• Stated goal: Lines containing the word "Output" are the ones to copy from the records below.

• Supplied material:
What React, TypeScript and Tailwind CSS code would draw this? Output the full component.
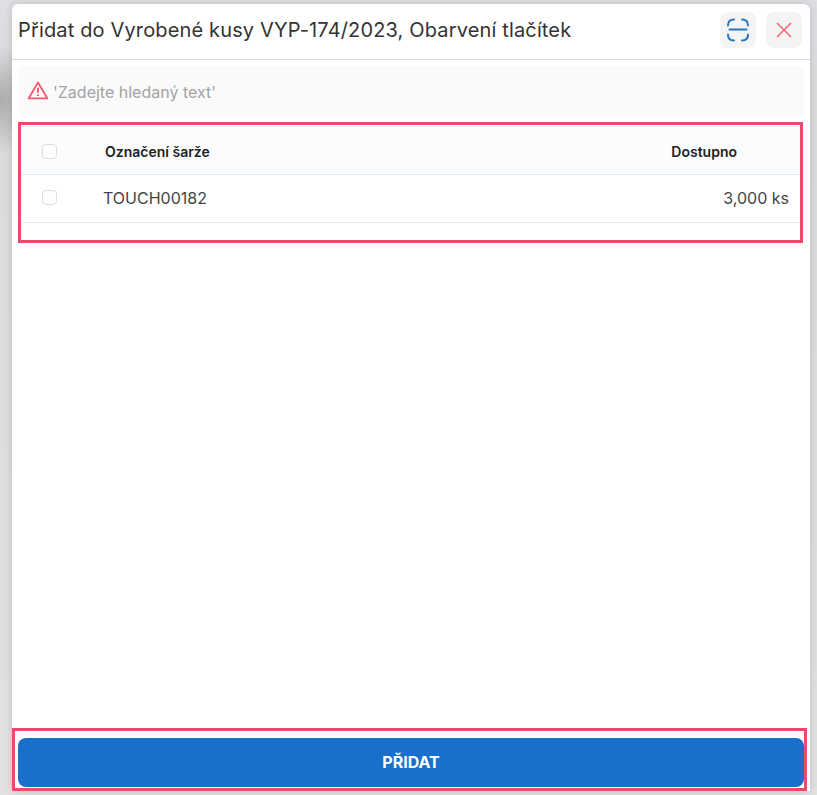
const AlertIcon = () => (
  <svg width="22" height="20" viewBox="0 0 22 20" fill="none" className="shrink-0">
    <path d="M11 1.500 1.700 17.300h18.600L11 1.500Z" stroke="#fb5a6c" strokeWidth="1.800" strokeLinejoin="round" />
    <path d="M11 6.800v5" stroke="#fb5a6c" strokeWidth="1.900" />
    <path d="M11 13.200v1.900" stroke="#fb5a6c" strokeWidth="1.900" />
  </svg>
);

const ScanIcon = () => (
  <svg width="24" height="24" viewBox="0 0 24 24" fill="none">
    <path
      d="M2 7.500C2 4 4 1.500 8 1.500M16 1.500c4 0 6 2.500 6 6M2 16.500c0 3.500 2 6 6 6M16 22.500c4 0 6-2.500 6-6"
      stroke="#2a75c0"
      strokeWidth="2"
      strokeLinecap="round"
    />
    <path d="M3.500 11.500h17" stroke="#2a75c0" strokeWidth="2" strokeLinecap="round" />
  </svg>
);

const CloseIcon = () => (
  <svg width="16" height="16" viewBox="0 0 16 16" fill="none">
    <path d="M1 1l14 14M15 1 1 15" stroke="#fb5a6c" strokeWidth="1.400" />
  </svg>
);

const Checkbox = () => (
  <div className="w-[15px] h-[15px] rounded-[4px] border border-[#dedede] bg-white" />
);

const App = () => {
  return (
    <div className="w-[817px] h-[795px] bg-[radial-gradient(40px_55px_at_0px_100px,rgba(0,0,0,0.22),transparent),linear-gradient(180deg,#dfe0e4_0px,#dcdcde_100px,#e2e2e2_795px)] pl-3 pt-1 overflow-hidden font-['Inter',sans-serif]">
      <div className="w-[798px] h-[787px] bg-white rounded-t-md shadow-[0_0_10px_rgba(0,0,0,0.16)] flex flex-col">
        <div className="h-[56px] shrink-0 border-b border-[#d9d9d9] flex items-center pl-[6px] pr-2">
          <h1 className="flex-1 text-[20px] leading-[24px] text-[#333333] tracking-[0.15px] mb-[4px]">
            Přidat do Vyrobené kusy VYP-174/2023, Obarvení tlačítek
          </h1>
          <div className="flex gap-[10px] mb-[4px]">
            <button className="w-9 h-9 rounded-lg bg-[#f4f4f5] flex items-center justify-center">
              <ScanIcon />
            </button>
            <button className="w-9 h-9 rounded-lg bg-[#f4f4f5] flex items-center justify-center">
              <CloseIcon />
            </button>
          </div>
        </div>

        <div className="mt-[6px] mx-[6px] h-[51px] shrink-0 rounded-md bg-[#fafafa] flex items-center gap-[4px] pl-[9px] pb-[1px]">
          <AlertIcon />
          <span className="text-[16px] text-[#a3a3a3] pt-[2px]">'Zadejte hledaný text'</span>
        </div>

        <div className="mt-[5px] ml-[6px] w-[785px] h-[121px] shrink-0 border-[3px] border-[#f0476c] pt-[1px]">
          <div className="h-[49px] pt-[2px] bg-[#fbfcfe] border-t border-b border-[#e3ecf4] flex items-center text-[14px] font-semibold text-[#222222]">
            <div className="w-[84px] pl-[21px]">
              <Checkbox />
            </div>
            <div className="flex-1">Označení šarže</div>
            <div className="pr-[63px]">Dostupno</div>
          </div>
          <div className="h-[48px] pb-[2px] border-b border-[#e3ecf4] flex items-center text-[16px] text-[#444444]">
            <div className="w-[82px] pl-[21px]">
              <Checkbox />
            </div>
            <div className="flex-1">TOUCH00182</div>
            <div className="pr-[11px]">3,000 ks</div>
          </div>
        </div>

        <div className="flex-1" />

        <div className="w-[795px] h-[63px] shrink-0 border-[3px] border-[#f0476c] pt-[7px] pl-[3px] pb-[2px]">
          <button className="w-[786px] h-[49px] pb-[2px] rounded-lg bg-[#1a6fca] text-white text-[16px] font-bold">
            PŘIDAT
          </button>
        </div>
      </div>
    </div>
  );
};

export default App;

==

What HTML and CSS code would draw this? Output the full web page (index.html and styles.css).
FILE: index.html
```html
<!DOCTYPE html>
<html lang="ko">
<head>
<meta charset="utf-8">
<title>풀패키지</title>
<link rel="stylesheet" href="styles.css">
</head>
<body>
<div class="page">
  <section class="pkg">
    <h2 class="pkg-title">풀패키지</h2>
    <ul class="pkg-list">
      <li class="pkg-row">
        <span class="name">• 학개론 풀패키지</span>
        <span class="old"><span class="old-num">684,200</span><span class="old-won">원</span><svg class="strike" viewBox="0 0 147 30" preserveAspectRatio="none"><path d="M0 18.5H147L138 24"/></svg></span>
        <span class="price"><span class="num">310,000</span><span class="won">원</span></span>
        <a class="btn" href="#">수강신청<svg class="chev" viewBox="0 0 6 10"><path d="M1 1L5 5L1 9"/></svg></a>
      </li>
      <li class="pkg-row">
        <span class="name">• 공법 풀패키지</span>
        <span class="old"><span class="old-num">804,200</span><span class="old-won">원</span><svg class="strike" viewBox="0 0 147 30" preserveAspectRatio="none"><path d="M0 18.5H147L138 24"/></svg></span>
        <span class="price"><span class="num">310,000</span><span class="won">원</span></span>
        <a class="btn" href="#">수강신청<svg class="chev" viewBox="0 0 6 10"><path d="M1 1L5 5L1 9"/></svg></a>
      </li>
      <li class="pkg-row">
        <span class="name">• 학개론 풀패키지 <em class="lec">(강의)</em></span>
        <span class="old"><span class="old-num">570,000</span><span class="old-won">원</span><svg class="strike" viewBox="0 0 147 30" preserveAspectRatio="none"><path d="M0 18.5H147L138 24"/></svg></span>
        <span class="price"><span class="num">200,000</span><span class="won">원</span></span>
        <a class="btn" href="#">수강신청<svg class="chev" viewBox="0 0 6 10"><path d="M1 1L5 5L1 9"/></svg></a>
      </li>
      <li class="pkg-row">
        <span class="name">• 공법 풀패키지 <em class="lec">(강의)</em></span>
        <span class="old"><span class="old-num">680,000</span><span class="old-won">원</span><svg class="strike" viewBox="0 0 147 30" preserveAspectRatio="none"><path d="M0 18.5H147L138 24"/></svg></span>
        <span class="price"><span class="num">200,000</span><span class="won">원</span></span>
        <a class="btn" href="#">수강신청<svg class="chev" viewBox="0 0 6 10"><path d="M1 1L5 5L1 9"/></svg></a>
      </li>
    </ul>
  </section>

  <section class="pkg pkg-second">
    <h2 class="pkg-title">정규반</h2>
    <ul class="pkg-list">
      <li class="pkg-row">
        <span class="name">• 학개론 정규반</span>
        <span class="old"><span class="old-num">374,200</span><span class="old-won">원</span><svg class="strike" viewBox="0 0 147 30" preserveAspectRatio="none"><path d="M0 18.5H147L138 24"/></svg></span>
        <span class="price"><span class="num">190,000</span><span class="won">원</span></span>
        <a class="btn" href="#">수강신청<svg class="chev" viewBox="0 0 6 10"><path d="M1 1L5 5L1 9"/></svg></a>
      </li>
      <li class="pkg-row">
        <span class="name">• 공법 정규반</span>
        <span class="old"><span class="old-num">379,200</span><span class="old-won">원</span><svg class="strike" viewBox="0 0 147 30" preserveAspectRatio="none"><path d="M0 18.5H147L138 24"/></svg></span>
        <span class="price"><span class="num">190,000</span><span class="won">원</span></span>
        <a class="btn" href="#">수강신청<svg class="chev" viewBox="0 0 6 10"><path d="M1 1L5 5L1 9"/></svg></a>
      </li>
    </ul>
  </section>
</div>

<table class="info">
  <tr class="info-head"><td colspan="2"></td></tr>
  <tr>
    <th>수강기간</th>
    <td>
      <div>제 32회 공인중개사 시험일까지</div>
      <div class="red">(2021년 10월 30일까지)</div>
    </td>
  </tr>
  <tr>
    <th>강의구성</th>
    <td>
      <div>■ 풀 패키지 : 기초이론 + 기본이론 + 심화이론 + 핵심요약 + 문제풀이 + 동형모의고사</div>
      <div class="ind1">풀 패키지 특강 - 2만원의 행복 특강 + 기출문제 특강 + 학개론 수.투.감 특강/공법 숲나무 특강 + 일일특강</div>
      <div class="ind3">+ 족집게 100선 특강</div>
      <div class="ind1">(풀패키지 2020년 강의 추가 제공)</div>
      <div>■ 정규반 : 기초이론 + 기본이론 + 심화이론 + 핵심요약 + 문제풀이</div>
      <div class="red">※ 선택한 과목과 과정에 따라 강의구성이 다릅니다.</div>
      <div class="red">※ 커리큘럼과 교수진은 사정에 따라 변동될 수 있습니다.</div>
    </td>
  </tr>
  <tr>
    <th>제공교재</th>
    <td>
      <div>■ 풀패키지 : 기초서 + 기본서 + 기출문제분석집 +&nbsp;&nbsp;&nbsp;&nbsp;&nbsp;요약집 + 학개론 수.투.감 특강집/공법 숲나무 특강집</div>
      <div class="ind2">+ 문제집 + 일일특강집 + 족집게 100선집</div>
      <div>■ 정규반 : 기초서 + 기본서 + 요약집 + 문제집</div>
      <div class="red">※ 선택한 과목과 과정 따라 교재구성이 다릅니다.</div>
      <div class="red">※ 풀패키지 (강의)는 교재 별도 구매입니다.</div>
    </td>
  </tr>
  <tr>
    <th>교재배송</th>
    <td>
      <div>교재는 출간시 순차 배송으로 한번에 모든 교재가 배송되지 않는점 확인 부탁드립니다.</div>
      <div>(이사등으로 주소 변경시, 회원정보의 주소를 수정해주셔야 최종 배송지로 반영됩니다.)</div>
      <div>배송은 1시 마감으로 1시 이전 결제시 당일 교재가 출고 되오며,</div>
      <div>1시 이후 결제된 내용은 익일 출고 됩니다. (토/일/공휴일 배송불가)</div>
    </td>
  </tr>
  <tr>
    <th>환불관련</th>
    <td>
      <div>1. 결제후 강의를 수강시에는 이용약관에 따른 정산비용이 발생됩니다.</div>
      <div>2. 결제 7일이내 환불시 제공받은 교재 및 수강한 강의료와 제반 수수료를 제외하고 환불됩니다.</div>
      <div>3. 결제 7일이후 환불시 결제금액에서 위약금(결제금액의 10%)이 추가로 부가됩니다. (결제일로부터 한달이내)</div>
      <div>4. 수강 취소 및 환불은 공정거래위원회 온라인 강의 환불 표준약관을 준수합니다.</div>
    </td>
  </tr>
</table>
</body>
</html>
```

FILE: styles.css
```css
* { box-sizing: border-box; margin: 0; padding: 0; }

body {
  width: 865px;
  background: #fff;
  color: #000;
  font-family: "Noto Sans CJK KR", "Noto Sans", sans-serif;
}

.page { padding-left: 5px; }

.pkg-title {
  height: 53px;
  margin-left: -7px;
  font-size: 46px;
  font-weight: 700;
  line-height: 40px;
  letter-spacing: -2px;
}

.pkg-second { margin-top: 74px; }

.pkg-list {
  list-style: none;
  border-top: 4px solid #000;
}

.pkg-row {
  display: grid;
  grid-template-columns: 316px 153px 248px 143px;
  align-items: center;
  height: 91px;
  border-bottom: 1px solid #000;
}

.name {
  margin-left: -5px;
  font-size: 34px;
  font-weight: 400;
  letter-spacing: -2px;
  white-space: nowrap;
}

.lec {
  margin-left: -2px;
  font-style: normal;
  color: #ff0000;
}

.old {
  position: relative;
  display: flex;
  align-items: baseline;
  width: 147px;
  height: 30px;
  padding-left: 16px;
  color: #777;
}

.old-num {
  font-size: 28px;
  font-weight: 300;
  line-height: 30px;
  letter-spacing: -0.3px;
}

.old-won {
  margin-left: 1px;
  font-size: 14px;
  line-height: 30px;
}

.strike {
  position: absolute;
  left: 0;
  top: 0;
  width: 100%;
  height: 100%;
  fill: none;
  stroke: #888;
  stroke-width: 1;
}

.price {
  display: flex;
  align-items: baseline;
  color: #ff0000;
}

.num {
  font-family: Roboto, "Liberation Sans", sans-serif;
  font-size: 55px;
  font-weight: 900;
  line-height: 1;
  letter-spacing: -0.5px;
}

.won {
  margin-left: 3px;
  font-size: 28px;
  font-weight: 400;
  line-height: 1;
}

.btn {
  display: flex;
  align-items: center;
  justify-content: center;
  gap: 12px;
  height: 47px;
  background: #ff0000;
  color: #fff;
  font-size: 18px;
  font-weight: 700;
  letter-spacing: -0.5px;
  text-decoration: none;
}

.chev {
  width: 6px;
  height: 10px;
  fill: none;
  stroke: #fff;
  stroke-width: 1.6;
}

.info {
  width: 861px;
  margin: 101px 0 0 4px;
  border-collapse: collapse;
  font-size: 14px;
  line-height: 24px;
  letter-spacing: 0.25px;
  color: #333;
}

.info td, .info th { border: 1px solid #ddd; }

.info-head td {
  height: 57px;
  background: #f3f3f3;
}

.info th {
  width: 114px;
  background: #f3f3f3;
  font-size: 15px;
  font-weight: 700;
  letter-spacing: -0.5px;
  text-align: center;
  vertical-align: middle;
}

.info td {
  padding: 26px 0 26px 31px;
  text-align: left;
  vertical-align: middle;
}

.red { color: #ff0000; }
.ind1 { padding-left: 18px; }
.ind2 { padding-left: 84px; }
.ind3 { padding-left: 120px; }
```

* * *

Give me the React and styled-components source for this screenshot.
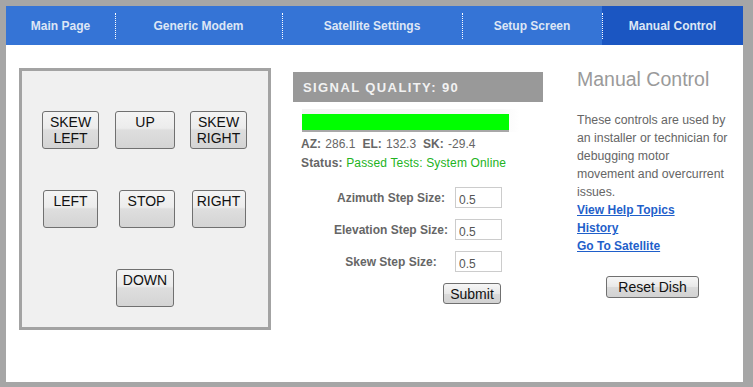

• Task result:
What React, TypeScript and Tailwind CSS code would draw this? Output the full component.
What HTML and CSS code would draw this? Output the full web page (index.html and styles.css).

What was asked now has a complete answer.